Reviewed by Anne Boling for Readers' Favorite

In The Ridge, we meet a variety of characters: Deputy Sheriff Kevin Kimble, a man in love with the woman who shot him; Audrey Clark, the keeper of sixty-seven large cats, including a rare black panther; Wyatt French, a peculiar man who keeps a light burning in the lighthouse he built; Jaclyn, the woman who shot Kimble; and several other secondary characters. This book is a mixture of mystery and horror. The plot begins with a suicide or was it... "Sheriff which would you rather investigate, a murder or a suicide?"

Kimble has frequent flashbacks of the moment when Jaclyn shot him. As the story continues, there are other deaths. Everything seems to lead back to the lighthouse, or does it? Could the large cats be responsible for a death?
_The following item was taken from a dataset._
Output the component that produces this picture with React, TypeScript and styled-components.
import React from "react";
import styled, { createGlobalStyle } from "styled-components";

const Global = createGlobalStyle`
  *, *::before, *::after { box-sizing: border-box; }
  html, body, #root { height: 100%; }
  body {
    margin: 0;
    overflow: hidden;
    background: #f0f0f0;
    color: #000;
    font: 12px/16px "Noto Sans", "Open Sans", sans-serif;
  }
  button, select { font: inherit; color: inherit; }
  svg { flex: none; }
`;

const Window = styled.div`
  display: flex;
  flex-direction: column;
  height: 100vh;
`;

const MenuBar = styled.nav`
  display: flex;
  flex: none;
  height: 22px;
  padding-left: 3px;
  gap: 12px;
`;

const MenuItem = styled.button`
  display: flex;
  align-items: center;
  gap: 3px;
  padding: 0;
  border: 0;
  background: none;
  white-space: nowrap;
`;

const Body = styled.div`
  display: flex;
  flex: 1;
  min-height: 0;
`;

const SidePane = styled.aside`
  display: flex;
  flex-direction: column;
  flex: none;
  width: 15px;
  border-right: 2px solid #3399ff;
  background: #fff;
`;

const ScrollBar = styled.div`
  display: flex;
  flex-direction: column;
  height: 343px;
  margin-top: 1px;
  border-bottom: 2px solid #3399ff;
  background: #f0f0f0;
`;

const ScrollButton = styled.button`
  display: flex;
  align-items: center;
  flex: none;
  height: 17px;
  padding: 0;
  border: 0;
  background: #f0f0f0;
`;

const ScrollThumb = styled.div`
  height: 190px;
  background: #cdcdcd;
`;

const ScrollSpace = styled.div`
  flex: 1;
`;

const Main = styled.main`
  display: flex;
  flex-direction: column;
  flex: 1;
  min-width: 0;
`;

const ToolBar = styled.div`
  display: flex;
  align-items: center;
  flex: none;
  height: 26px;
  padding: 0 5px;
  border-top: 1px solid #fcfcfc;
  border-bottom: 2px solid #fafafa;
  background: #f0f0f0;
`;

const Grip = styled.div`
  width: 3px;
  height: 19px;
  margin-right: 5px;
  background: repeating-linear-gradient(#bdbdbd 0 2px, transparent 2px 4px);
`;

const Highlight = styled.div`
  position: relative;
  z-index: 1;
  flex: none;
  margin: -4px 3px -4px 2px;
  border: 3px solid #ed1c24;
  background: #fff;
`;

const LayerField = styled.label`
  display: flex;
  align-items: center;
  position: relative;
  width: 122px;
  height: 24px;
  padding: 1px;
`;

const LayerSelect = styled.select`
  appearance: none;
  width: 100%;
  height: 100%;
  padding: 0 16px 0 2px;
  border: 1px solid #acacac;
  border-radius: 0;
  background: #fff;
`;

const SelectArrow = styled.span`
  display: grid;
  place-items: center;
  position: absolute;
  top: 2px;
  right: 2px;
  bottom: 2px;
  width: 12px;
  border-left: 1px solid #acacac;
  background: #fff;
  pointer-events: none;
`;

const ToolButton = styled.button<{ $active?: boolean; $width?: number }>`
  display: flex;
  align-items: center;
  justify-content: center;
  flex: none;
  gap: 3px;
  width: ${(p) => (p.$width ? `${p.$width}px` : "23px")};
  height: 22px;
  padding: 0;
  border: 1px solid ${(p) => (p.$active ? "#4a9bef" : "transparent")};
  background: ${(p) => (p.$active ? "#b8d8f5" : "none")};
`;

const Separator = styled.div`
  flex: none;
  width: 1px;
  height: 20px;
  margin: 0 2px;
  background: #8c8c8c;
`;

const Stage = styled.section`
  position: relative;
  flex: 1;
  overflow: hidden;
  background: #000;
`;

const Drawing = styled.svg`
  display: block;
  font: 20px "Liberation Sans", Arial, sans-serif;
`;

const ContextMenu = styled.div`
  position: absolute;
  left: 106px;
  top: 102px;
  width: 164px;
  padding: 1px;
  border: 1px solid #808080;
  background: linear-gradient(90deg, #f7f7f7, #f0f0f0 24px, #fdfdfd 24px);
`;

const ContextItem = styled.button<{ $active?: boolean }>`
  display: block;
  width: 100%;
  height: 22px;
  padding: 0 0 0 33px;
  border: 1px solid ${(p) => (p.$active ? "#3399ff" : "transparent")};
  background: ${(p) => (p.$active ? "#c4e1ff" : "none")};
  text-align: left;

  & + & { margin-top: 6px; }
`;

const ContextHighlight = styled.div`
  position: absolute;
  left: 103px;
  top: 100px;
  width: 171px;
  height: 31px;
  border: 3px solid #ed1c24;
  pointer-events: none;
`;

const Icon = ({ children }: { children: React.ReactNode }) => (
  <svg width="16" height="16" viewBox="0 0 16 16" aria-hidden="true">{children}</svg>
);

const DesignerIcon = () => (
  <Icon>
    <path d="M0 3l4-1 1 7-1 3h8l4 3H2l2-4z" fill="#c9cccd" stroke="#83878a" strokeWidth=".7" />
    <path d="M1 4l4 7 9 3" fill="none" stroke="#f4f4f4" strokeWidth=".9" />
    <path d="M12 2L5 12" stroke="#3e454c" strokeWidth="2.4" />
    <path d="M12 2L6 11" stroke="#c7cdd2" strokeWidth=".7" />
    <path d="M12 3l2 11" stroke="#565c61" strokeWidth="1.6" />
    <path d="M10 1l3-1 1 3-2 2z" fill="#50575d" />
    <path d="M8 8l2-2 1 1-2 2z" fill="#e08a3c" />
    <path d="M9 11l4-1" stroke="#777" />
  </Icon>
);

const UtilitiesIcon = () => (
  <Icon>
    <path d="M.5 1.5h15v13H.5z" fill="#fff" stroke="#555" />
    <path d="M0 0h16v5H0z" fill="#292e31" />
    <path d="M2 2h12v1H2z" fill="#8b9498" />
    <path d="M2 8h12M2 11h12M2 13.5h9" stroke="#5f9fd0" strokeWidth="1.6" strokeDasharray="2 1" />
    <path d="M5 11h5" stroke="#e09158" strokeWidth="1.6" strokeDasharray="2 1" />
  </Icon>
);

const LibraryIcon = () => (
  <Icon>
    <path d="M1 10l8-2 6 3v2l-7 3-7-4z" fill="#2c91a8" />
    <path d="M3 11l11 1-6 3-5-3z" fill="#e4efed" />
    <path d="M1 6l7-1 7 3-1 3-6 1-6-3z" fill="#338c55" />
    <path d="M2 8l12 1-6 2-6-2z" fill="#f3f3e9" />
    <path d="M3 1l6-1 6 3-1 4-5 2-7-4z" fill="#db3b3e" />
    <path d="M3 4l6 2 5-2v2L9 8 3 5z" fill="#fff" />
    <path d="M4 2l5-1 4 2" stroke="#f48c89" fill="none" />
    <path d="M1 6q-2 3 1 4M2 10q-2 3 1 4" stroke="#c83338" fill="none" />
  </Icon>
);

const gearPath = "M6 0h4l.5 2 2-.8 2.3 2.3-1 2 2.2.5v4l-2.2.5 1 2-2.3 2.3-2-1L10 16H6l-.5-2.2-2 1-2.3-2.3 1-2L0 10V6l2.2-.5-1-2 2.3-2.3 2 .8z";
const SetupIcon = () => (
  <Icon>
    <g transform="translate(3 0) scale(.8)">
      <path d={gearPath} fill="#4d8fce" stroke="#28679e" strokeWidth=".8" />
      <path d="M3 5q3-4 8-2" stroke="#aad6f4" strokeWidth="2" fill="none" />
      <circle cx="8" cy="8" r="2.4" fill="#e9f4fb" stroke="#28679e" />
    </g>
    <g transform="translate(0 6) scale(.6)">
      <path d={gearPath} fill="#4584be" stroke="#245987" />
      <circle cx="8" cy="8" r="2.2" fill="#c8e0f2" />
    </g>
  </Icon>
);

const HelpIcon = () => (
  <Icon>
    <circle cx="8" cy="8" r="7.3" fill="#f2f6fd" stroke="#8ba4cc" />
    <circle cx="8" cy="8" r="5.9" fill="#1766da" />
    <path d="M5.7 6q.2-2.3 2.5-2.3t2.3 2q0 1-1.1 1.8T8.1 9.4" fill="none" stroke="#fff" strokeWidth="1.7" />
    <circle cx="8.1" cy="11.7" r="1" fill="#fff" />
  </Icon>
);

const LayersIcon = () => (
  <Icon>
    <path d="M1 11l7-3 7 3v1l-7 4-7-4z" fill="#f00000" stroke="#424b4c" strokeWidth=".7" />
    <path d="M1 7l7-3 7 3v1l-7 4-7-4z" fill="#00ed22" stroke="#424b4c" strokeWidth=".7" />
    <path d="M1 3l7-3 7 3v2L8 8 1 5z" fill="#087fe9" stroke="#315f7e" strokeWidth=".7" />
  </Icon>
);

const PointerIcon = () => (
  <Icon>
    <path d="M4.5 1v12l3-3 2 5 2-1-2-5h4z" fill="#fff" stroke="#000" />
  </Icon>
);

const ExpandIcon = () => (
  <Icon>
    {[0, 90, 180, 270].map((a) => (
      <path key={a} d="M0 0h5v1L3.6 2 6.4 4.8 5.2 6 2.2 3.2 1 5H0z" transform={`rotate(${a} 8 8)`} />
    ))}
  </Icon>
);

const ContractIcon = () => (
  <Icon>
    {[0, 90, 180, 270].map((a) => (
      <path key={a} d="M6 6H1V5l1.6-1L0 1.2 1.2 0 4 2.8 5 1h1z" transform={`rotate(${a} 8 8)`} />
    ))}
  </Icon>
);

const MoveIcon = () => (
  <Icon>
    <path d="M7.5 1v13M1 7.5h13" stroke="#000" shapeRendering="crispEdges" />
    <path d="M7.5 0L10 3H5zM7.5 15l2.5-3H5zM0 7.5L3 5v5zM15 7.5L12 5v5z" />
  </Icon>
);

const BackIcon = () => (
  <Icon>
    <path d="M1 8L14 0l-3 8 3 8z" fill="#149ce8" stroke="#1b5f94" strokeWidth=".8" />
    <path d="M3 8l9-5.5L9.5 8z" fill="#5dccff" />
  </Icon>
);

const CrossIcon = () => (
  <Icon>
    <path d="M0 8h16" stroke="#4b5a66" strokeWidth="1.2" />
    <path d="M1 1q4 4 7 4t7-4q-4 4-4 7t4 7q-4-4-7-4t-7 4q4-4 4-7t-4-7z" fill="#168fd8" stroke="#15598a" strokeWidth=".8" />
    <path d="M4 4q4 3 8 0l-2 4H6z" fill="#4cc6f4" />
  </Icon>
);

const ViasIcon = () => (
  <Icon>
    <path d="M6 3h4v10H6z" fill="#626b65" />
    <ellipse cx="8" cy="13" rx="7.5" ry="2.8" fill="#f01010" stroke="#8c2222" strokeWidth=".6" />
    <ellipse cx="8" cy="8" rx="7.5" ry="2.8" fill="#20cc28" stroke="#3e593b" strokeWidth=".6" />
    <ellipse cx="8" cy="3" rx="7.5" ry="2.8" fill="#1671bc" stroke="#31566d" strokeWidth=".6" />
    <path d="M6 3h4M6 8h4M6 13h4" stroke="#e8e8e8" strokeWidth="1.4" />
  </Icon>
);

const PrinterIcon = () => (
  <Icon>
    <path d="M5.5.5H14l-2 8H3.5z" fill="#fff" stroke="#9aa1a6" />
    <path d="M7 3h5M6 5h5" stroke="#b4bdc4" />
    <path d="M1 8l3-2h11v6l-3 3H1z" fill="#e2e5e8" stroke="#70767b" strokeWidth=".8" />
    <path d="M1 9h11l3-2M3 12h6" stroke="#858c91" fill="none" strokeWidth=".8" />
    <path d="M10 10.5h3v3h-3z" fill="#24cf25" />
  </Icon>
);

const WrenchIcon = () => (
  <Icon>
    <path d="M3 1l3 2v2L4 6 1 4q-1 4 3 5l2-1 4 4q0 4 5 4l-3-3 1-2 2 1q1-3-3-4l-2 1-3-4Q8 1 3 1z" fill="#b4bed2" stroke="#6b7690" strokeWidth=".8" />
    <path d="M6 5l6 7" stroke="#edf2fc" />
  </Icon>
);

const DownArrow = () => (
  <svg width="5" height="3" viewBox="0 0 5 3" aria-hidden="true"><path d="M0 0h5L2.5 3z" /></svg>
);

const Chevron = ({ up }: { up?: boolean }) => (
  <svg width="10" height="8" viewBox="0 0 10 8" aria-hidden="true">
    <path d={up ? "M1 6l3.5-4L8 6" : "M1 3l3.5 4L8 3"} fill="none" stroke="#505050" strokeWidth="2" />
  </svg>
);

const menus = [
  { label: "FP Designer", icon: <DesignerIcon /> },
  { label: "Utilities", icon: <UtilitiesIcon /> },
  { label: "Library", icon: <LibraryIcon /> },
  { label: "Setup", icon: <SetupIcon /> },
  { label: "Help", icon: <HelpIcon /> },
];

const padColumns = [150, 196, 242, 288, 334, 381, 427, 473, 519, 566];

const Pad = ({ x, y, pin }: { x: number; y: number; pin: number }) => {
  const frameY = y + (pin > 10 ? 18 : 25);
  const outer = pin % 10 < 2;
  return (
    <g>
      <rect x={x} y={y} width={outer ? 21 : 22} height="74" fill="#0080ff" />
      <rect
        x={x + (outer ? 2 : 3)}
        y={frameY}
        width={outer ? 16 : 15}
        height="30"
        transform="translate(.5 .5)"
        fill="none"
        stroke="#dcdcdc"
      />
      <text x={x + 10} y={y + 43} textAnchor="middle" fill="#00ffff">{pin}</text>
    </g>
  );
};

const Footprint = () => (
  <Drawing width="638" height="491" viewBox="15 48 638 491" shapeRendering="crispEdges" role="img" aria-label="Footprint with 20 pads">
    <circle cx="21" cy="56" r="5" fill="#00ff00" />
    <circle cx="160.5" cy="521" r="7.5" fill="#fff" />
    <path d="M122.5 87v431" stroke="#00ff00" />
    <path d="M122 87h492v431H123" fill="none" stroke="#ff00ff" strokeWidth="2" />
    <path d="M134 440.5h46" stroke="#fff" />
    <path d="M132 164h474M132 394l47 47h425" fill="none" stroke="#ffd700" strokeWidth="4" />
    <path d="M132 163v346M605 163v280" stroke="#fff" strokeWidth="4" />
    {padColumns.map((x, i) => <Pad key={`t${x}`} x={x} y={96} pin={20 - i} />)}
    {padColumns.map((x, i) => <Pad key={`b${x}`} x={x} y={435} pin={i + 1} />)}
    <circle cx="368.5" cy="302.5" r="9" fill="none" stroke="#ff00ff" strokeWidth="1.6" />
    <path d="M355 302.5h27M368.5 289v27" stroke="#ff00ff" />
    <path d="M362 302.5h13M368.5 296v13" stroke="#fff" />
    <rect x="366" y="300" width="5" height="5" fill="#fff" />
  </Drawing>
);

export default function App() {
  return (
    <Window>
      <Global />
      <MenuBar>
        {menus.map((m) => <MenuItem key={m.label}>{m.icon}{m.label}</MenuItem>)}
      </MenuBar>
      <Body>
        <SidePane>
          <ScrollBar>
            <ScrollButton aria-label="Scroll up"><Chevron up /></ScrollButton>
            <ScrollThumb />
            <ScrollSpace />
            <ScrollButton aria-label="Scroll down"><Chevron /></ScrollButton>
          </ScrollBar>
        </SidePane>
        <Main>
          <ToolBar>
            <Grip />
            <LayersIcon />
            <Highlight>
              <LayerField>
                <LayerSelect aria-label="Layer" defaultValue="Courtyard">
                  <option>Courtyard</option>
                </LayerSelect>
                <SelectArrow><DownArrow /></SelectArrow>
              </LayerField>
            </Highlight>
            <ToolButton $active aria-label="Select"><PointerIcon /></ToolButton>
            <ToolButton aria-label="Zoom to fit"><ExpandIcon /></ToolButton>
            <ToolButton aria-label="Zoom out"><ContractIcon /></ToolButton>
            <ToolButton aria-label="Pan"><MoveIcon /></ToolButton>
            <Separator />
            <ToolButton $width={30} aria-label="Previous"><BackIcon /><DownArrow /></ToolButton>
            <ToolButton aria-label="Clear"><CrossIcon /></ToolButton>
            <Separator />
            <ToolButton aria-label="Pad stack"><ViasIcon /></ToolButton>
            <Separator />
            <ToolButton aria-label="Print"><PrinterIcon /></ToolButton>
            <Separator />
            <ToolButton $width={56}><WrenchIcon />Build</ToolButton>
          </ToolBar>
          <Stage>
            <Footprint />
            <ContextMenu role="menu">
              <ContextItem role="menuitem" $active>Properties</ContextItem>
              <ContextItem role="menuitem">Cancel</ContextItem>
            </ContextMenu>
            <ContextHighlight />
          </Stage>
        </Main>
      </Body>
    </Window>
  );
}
I’ve been listening to The Ridge by Michael Koryta in my spare time for a couple of weeks. As I neared the end I could not sleep without knowing what would happen. The first thing that caught my attention was the location, Blade Ridge in eastern Kentucky. I’m grateful that Koryta managed to express the beauty of the area and not concentrate on the culture as too many authors do. Koryta grew up in eastern Kentucky but left to pursue his dream of being a writer. I sensed that he was expressing inner feelings in this book. The area is beautiful beyond words, but the culture too often takes residents captive and never allows them to leave the area.
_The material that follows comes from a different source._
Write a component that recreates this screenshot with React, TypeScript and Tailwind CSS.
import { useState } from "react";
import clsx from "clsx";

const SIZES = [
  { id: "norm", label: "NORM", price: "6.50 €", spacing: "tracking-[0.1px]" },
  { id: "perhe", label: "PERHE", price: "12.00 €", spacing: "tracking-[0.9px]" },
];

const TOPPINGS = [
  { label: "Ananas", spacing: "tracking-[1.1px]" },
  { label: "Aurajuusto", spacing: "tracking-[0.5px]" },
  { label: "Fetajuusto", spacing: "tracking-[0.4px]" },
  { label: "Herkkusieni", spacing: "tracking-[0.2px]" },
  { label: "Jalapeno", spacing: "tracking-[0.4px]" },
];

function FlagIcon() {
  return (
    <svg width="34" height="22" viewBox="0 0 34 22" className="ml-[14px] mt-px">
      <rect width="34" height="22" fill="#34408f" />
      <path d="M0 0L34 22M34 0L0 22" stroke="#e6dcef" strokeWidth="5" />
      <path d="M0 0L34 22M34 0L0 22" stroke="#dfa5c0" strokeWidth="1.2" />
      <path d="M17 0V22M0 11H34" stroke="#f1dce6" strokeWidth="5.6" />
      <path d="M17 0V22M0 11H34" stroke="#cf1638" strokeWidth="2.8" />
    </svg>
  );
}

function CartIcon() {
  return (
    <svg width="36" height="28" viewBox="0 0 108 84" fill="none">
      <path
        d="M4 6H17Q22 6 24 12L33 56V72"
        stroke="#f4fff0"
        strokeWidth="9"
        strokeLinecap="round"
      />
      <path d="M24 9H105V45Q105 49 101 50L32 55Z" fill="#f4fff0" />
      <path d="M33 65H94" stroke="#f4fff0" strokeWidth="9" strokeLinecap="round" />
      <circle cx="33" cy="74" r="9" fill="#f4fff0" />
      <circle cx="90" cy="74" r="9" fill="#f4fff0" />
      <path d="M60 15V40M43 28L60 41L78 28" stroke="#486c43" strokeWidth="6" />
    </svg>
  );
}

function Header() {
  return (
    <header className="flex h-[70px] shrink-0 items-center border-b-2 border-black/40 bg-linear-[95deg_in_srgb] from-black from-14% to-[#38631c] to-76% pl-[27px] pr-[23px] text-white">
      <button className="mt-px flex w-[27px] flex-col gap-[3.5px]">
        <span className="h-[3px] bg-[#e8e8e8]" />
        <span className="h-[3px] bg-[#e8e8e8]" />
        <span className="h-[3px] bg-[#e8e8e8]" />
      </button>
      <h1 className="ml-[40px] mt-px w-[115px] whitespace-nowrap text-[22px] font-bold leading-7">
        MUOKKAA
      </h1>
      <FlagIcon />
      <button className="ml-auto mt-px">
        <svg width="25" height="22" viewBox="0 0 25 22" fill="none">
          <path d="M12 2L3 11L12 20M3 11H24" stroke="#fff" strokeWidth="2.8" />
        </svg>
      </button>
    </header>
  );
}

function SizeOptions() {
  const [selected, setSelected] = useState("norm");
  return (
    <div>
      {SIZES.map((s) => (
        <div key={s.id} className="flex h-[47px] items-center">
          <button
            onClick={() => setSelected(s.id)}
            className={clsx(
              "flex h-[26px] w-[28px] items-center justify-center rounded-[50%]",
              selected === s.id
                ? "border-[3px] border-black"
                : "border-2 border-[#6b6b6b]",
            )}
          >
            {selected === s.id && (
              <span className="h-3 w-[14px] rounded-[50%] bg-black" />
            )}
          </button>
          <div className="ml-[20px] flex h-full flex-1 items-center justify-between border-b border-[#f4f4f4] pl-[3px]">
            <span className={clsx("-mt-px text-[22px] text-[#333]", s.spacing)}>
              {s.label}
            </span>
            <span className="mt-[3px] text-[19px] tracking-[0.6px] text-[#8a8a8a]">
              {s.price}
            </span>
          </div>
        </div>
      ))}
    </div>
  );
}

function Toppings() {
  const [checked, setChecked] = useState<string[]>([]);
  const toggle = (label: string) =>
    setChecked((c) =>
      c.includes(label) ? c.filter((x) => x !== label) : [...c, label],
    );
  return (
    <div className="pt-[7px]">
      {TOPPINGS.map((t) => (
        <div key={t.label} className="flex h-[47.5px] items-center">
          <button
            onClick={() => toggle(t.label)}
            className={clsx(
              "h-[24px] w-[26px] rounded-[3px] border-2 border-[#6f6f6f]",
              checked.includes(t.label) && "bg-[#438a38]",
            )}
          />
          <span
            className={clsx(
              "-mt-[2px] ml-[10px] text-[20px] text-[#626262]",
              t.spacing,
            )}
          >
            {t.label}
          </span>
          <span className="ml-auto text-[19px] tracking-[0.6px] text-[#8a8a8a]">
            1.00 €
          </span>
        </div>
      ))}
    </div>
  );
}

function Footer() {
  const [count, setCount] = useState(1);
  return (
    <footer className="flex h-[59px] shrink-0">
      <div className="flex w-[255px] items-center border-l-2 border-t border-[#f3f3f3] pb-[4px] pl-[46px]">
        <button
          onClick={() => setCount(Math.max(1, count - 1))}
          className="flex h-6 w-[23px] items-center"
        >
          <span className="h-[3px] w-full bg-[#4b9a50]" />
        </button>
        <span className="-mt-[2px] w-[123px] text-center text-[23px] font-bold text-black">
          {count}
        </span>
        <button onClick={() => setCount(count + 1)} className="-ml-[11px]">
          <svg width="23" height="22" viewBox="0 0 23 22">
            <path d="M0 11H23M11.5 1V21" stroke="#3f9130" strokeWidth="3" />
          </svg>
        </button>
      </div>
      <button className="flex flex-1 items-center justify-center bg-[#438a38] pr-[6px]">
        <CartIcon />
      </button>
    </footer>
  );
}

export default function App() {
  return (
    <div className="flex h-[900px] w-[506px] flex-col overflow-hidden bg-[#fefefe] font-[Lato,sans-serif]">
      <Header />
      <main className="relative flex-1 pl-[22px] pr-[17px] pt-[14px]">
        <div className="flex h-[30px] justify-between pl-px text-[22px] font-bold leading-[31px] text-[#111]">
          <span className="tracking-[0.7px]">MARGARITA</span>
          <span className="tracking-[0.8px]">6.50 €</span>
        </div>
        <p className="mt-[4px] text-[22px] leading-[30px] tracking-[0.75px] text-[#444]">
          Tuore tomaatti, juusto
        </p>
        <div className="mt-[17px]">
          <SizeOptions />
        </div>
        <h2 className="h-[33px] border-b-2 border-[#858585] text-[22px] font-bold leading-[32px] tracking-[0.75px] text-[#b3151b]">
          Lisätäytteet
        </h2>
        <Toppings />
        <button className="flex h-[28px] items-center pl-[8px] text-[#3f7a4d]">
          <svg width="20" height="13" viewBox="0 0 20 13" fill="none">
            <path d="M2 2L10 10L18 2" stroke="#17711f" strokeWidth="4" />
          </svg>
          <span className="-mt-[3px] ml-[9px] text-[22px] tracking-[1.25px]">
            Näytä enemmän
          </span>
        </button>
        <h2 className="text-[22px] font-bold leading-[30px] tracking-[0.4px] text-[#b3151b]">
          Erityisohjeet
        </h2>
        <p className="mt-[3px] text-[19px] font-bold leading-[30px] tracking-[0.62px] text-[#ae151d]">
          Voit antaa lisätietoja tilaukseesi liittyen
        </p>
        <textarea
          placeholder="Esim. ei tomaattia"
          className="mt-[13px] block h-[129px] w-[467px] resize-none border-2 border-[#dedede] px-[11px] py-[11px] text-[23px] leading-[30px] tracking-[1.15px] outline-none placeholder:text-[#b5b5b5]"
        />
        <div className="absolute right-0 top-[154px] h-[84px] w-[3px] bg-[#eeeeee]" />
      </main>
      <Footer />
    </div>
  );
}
I was quickly caught up in the plot. Robert Petkoff’s voice helped to establish the ambiance of the tale. When I first began to listen, I assumed The Ridge was a murder mystery. The suspense slowly began to build, and suddenly I knew this book was more than a mystery, more than a murdered resided on that ridge. Koryta developed the characters, even the secondary ones. He breathed life into them and made them into characters I cared about. The fate of more than one disturbed me. Kimble is the lead character; he exhibits a self sacrificing strength. I very much enjoyed The Ridge only now I’m afraid of the dark…Dean Koontz and Stephen King just may have met their match.